I'll agree with you that it's unorthodox compared to methods we're used to, but I think it's important that classes have distinctions from each other other than the weapons they wield, armor they wear, and reasons they fight. Battle tactics are just as viable differences.

Now, if you're questioning the flavor/reasoning behind the "No adjacent enemies allowed" that's an entirely different subject. I've been skeet shooting on multiple occasions and I always found it more difficult to shoot one down when another was being launched at the same time. My eyes would dart back and forth, and in that split second of indecisiveness my chance was lost, effectively causing me to miss.

Now, I'm unsure of the degree to which that little anecdote of mine relates to the intended reasoning behind the Avenger's combat style, but I thought it would be worth mentioning nonetheless.
 


aurance

Explorer
My feeling is that the Oath of Enmity is the primary damage feature of the class (in line with Sneak Attack or Hunter's Quarry), and the Censures are things that either help you fulfill the conditions of the Oath, or compensate for you not being able to get your Oath attacks.

I.e., I think it's fine. I think the base mechanics of the Avenger are fantastic. Their powers are definitely lackluster, however.
 

Starfox

Hero
Censure of Pursuit[/B]
"If your oath of enmity target moves away from you willingly" - that's one big if. I can't stand it when a core feature depends on others to function. In practice you become a defender and nothing happens.

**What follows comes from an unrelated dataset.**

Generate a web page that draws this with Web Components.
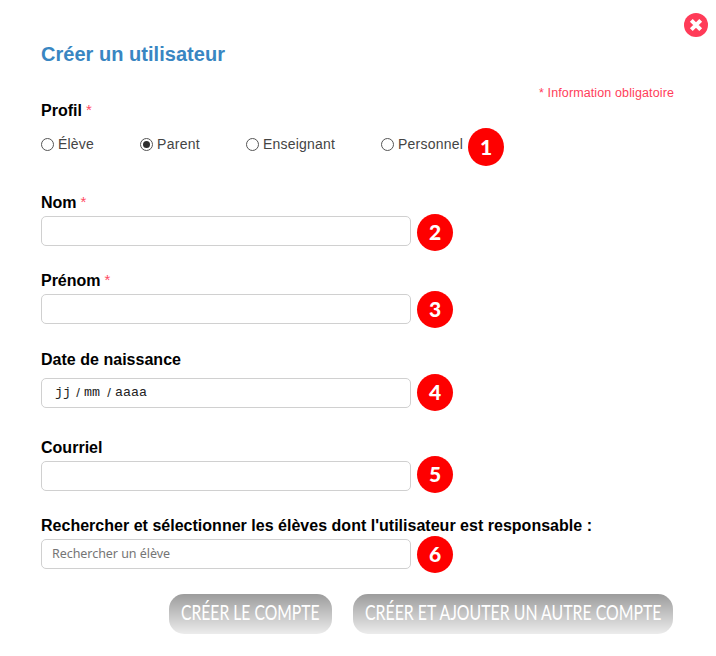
<!DOCTYPE html>
<html lang="fr">
<head>
<meta charset="utf-8">
<title>Créer un utilisateur</title>
<style>
body{margin:0;background:#fff;font-family:"Liberation Sans",Arial,sans-serif}
</style>
</head>
<body>
<user-form></user-form>
<script>
class Base extends HTMLElement{
  constructor(){super();this.attachShadow({mode:'open'}).innerHTML=this.view();}
  view(){return '';}
}

// One line of text fitted to a given width, by spacing or by condensing.
customElements.define('fit-text',class extends Base{
  view(){return `<style>:host{display:block;white-space:pre;width:max-content}span{display:inline-block;transform-origin:0 50%}</style><span><slot></slot></span>`;}
  connectedCallback(){
    const s=this.shadowRoot.querySelector('span'),w=+this.getAttribute('w');
    if(!w)return;
    const n=s.getBoundingClientRect().width;
    if(this.hasAttribute('condense')){s.style.transform=`scaleX(${w/n})`;}
    else{s.style.letterSpacing=(w-n)/this.textContent.length+'px';}
    this.style.width=w+'px';
  }
});

customElements.define('step-badge',class extends Base{
  view(){return `<style>:host{box-sizing:border-box;display:flex;align-items:center;justify-content:center;flex:none;width:36px;height:37px;padding-bottom:2px;border-radius:50%;background:#fe0000;color:#fff;font:900 21px/35px Lato,"Open Sans",sans-serif}</style><slot></slot>`;}
});

customElements.define('close-button',class extends Base{
  view(){return `<style>:host{display:block;width:24px;height:24px}svg{display:block}</style>
  <svg width="24" height="24" viewBox="0 0 24 24"><circle cx="12" cy="12" r="12" fill="#ff3b58"/><path d="M7.3 7.3l9.400 9.400M16.700 7.300l-9.400 9.400" stroke="#fff" stroke-width="4" stroke-linecap="butt"/></svg>`;}
});

customElements.define('field-label',class extends Base{
  view(){return `<style>:host{display:flex;gap:4px;font-weight:bold;font-size:16px;line-height:18px;height:18px;color:#000}
  i{display:none;font:normal 15px/16px "Liberation Sans",Arial,sans-serif;color:#ff4a62}
  :host([required]) i{display:block}</style><slot></slot><i>*</i>`;}
});

customElements.define('radio-option',class extends Base{
  view(){return `<style>:host{display:flex;align-items:center;gap:4px;font-size:14px;line-height:16px;color:#444}
  b{box-sizing:border-box;display:flex;width:13px;height:13px;border:1px solid #555;border-radius:50%;align-items:center;justify-content:center;flex:none;background:#fff}
  :host([checked]) b::after{content:"";width:7px;height:7px;border-radius:50%;background:#2e2e2e}</style><b></b><slot></slot>`;}
});

customElements.define('form-field',class extends Base{
  view(){return `<style>:host{display:block}
  .row{display:flex;align-items:center;gap:6px;height:30px;margin-top:var(--gap,4px)}
  .box{box-sizing:border-box;width:370px;height:30px;border:1px solid #d0d0d0;border-radius:5px;background:#fff;display:flex;align-items:center;flex:none}
  ::slotted(step-badge){margin-top:var(--shift,0px)}</style>
  <slot name="label"></slot><div class="row"><div class="box"><slot></slot></div><slot name="badge"></slot></div>`;}
});

customElements.define('date-hint',class extends Base{
  view(){return `<style>:host{display:grid;grid-template-columns:17px 12px 19px 12px 34px;padding-left:13px;font:13.33px/16px "Liberation Mono","Courier New",monospace;color:#222}
  i{font:normal 13px/16px "Liberation Sans",sans-serif;text-align:center}</style>
  <span>jj</span><i>/</i><span>mm</span><i>/</i><span>aaaa</span>`;}
});

customElements.define('pill-button',class extends Base{
  view(){return `<style>:host{box-sizing:border-box;display:flex;height:40px;padding:0 12px 4px;align-items:center;border-radius:15px;background:linear-gradient(#9c9c9c,#ececec);color:#fff;font:400 20.5px/36px Lato,sans-serif}</style><slot></slot>`;}
});

customElements.define('user-form',class extends Base{
  view(){return `<style>
  :host{box-sizing:border-box;display:flow-root;width:716px;height:656px;background:#fff}
  close-button{margin:13px 0 0 684px}
  h1{margin:6px 0 0 41px;font-size:20px;line-height:22px;color:#3986c2}
  .info{margin:21px 0 0 539px;font-size:12.5px;line-height:15px;color:#ff3d5a}
  main{margin-left:41px}
  .radios{display:grid;grid-template-columns:99px 106px 135px 87px 36px;height:38px;align-items:center;margin-top:8px}
  .radios radio-option{margin-top:-6px}
  .radios step-badge{height:38px}
  .actions{display:flex;gap:21px;padding:25px 0 0 128px}
  .hint{margin-left:10px;font:12.500px/18px "Noto Sans","Open Sans",sans-serif;color:#757575}
  </style>
  <close-button></close-button>
  <h1><fit-text w="184">Créer un utilisateur</fit-text></h1>
  <div class="info"><fit-text w="135">* Information obligatoire</fit-text></div>
  <main>
    <field-label required style="margin-top:1px"><fit-text w="41">Profil</fit-text></field-label>
    <div class="radios">
      <radio-option><fit-text w="36">Élève</fit-text></radio-option>
      <radio-option checked><fit-text w="43">Parent</fit-text></radio-option>
      <radio-option><fit-text w="72">Enseignant</fit-text></radio-option>
      <radio-option><fit-text w="65">Personnel</fit-text></radio-option>
      <step-badge>1</step-badge>
    </div>
    <form-field style="margin-top:28px;--shift:2px"><field-label slot="label" required><fit-text w="35.5">Nom</fit-text></field-label><step-badge slot="badge">2</step-badge></form-field>
    <form-field style="margin-top:26px"><field-label slot="label" required><fit-text w="59.5">Prénom</fit-text></field-label><step-badge slot="badge">3</step-badge></form-field>
    <form-field style="margin-top:27px;--gap:9px;--shift:-1px"><field-label slot="label"><fit-text w="140">Date de naissance</fit-text></field-label><date-hint></date-hint><step-badge slot="badge">4</step-badge></form-field>
    <form-field style="margin-top:31px;--shift:-3px"><field-label slot="label"><fit-text w="61.5">Courriel</fit-text></field-label><step-badge slot="badge">5</step-badge></form-field>
    <form-field style="margin-top:26px"><field-label slot="label"><fit-text w="551">Rechercher et sélectionner les élèves dont l'utilisateur est responsable :</fit-text></field-label><fit-text class="hint" w="118">Rechercher un élève</fit-text><step-badge slot="badge">6</step-badge></form-field>
    <div class="actions">
      <pill-button><fit-text condense w="138.5">CRÉER LE COMPTE</fit-text></pill-button>
      <pill-button><fit-text condense w="296.5">CRÉER ET AJOUTER UN AUTRE COMPTE</fit-text></pill-button>
    </div>
  </main>`;}
});
</script>
</body>
</html>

The Avenger is defender-like in many ways so this is thematic. With this, you are supposed to attack targets that don't like melee, like artillery and controllers.

Censure of Retribution
"When any enemy other than your oath of enmity target hits you" is equally bad, if not worse. The natural DM reaction is to never let any other monsters attack you. Bad DM'ing, but pretty common. You end up begging the DM in private conversations to please hit you more often. Sounds like S/M but not like D&D.

This is a defender in reverse. Consider this a paved road to your target, straight trough his guards. Either they attack you on the way, which is a bonus, or they don't, which is nice in itself.


Censure of Unity

"You gain a +1 bonus to damage rolls against your oath of enmity target for each ally adjacent to that target." Hello friends, group photo! Smile! You are constantly itching to group allies together even when it doesn't really matter naturally (flanking etc.) So you end up just hoping for them to be there and pick up some additional damage here and there, like pigeons the bread crumps.

Well, a divine character gaining a benefit from a "community" makes kind of sense. You can also consider this super flanking or formation fighting. Overall, I think this is the best variant, as I find that both monsters and heroes tend to clump up a lot.